I had to use a combination of maxtasksperchild and chunksize for things to finally get under control. It's hard to say exactly what to use for a general situation as data can differ greatly.

Issue

For my situation, I had:

  • Files ranging from 1-11GB with 20,000 to 150,000 features to individually process and insert into a MongoDB collection. Issues mainly occured with the large files.
  • With just providing half the number of processes available on the instance as my num_processes value:
    • memory would just be completely used, likely related to some sort of memory loss from too many tasks per child process, and everything would eventually hang
    • or processes would be mostly sleeping, because the chunksize would be too large and some processes just ended up getting all the heavy data.

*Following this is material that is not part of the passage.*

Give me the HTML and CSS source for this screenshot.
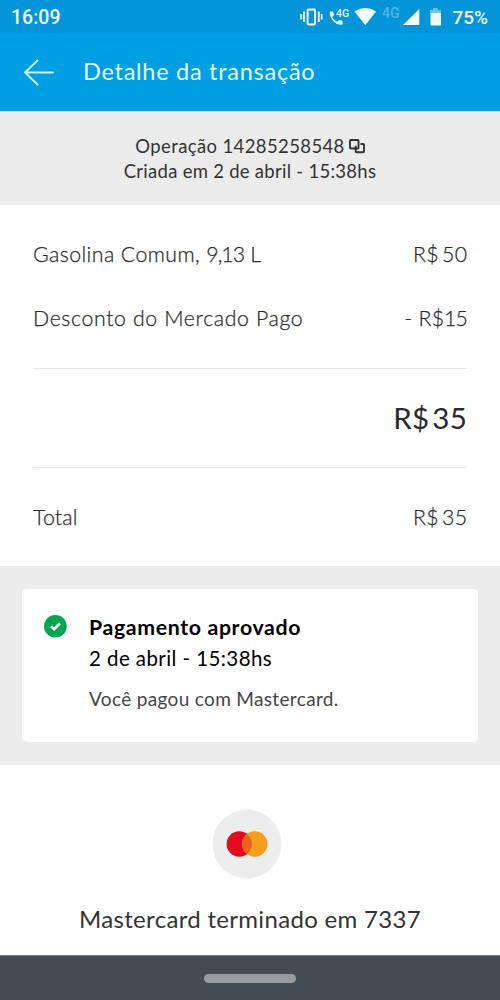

And so sleeping processes would just be using up memory for no reason and things would eventually hang too.

Solution

What worked for me was something like this (the parameters will have to be fiddled with depending on your data):

with Pool(processes=num_processes, maxtasksperchild=10) as pool:
    results = pool.starmap(
        process_feature,
        [(idx, feature) for idx, feature in enumerate(features)],
        chunksize=100,
    )

This is basically saying that each process will go through a max of 10 tasks, where each task is made up of 100 (idx, feature) instances. This combination greatly helped ensure:

  • processes would be recreated often so they would not hold on to memory they did not need anymore
  • and that the heaviest parts of my features data were better spread out so a few unlucky processes didn't get stuck with all the heavy data while the others quickly finished

See Python multiprocessing docs for further maxtasksperchild and chunksize explanations.